Given exercise – Where a line of the material contains the string "page", copy that line.

Task data –
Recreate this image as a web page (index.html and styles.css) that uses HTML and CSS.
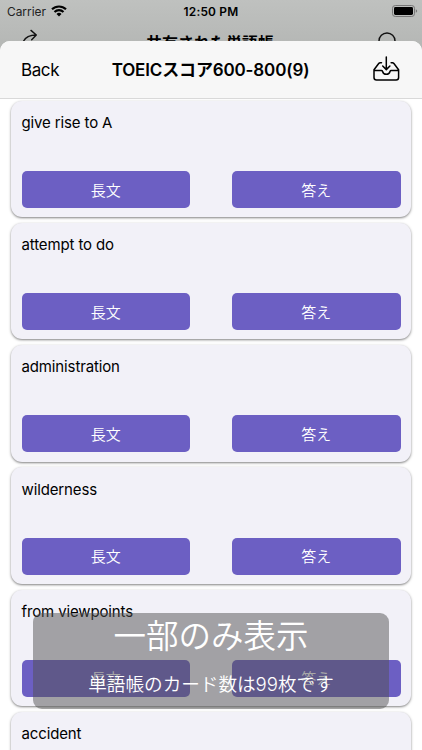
---
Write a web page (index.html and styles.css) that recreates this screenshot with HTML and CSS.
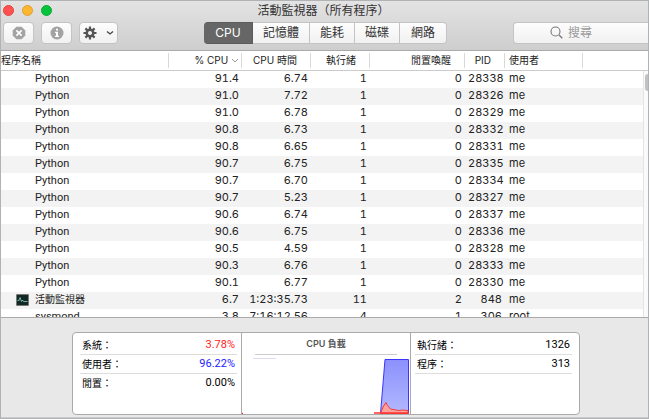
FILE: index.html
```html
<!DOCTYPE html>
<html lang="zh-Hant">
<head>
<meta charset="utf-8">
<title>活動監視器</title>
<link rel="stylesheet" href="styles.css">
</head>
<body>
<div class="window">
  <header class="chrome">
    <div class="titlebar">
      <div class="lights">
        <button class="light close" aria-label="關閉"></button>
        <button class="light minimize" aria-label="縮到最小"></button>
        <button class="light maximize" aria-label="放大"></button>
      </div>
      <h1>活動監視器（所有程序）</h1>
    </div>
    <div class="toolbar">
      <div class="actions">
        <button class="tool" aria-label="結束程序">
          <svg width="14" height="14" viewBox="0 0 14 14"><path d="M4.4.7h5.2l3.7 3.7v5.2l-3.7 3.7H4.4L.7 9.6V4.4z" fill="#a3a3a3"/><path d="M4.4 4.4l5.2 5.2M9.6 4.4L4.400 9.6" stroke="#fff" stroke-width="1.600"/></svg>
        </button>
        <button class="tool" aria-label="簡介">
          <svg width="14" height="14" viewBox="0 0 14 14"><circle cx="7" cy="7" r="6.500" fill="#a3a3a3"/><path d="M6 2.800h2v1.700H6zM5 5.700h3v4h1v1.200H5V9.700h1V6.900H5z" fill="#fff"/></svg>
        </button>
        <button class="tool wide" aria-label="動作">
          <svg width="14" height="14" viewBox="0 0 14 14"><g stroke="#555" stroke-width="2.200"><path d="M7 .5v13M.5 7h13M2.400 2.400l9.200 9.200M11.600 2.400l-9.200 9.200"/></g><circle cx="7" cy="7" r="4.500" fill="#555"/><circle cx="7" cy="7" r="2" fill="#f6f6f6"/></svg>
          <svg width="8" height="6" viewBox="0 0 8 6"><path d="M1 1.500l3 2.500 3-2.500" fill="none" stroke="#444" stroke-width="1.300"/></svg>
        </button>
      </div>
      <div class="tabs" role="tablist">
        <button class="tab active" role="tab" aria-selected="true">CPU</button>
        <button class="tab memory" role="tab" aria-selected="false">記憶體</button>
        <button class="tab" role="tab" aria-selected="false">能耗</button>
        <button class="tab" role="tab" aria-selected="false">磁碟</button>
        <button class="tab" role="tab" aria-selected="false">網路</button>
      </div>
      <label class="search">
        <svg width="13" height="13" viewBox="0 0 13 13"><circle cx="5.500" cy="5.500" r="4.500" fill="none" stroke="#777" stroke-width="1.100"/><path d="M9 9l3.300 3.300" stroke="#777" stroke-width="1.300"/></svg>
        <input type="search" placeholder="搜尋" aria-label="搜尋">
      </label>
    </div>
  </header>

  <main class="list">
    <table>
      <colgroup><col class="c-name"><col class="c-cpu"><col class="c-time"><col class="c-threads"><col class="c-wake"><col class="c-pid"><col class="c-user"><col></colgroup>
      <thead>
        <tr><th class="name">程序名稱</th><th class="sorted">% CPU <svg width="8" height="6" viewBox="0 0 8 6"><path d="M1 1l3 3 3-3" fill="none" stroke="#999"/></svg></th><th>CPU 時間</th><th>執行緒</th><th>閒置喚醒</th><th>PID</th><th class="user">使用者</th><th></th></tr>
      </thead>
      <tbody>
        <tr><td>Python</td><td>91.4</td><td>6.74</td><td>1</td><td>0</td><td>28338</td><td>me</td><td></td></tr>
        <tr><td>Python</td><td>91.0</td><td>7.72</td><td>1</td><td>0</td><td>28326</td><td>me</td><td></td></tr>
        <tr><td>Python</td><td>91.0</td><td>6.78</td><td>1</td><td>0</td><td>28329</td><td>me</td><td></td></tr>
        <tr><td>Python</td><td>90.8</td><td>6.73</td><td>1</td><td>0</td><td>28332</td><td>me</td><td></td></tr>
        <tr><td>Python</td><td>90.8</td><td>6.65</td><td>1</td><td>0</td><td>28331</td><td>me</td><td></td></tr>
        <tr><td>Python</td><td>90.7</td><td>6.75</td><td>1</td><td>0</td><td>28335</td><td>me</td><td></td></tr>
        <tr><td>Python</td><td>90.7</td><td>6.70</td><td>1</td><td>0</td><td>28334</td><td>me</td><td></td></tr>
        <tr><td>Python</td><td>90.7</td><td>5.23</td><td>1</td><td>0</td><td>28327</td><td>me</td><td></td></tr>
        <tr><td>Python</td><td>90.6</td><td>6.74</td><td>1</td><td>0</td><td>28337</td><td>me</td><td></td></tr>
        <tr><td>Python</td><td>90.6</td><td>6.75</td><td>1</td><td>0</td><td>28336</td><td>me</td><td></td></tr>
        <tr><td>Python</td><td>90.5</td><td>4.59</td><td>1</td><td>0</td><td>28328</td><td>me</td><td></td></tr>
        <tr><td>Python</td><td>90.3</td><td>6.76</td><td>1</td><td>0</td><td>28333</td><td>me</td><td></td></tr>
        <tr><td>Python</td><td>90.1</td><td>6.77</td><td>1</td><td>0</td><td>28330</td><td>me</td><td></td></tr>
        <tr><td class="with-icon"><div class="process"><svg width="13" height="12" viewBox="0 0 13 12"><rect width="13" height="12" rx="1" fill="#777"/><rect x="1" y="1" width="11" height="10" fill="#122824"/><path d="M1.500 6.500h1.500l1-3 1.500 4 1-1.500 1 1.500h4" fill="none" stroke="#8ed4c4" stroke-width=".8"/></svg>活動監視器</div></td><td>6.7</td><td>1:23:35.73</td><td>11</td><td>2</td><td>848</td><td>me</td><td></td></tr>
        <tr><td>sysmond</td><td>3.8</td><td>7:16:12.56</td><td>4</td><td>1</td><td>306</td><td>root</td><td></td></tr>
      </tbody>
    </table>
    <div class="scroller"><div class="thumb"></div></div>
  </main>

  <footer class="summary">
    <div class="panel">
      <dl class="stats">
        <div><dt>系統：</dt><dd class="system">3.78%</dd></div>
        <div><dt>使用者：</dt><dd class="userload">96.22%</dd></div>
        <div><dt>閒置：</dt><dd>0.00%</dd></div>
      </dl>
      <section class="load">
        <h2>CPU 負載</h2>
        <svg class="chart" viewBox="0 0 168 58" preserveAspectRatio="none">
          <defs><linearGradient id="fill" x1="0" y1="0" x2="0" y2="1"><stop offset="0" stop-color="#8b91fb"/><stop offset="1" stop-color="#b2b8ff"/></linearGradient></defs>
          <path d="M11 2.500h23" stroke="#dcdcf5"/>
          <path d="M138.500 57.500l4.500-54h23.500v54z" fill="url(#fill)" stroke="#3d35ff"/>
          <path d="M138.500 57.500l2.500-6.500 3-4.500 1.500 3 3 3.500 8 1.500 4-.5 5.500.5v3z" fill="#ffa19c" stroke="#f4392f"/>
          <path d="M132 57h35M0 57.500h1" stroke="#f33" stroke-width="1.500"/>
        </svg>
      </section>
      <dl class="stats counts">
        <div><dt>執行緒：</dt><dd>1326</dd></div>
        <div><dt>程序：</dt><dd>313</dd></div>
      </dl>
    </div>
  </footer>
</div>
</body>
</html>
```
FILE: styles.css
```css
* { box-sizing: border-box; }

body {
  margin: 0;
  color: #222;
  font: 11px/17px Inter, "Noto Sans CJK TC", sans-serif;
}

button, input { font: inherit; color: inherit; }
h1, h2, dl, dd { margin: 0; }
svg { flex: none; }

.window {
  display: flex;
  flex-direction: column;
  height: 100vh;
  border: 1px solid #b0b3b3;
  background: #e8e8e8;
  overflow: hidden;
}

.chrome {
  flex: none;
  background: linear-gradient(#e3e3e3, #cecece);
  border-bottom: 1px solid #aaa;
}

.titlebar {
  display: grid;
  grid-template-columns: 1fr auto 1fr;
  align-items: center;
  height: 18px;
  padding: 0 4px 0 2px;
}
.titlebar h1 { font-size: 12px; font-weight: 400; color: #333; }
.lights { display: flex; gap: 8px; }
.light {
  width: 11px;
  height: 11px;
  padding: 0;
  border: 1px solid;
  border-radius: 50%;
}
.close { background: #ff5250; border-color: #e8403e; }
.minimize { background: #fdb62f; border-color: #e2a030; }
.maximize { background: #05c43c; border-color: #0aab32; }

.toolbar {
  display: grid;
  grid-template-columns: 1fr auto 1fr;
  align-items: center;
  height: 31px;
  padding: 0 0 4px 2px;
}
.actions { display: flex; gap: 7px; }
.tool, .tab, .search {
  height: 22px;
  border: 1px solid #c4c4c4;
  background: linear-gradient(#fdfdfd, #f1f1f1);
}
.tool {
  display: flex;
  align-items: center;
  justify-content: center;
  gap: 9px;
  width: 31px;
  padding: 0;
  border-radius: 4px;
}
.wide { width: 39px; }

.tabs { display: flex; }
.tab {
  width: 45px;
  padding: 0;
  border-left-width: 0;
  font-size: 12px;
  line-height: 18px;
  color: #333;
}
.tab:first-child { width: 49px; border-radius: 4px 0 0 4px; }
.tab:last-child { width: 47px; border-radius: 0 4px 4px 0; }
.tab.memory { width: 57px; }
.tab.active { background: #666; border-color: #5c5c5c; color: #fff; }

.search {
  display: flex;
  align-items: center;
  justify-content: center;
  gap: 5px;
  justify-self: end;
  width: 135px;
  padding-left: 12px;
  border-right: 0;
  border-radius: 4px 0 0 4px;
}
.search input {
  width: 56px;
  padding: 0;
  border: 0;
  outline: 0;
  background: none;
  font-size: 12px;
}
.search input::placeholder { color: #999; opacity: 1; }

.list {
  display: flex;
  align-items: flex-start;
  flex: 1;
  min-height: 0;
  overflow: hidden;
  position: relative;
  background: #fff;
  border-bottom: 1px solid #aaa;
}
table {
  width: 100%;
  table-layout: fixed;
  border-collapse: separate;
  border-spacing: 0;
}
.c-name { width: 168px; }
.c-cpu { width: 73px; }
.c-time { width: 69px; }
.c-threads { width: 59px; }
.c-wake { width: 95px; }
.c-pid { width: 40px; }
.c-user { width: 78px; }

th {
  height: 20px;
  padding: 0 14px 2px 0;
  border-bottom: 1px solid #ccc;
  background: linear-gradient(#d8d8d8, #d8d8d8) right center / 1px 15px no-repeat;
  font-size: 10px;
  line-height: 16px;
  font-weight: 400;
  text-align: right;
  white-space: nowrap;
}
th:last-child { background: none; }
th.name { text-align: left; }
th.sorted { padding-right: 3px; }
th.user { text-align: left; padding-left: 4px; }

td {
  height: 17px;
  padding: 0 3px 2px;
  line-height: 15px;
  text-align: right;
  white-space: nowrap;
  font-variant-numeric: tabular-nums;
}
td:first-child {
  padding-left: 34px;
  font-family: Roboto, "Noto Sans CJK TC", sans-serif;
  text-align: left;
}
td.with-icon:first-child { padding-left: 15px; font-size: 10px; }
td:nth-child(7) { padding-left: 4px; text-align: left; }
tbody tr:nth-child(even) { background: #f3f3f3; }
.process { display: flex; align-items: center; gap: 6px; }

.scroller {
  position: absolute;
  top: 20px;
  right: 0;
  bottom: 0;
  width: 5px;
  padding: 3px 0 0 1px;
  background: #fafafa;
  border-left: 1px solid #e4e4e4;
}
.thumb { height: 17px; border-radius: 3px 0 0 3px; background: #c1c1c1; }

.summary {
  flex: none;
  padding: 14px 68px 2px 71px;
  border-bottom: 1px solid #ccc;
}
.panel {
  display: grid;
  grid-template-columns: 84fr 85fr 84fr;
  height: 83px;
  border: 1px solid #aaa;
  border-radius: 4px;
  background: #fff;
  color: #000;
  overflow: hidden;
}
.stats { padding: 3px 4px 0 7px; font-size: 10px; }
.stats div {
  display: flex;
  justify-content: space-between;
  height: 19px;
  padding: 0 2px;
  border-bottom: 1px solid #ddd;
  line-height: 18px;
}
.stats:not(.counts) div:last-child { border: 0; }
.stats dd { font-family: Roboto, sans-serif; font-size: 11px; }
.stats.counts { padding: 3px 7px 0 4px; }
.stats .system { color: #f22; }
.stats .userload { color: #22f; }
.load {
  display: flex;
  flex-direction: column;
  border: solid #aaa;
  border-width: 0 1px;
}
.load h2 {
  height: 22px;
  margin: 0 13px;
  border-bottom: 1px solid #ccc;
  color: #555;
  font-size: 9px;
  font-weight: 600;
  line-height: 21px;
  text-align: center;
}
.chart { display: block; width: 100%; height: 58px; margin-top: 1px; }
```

Right answer –
Recreate this image as a web page (index.html and styles.css) that uses HTML and CSS.
Write a web page (index.html and styles.css) that recreates this screenshot with HTML and CSS.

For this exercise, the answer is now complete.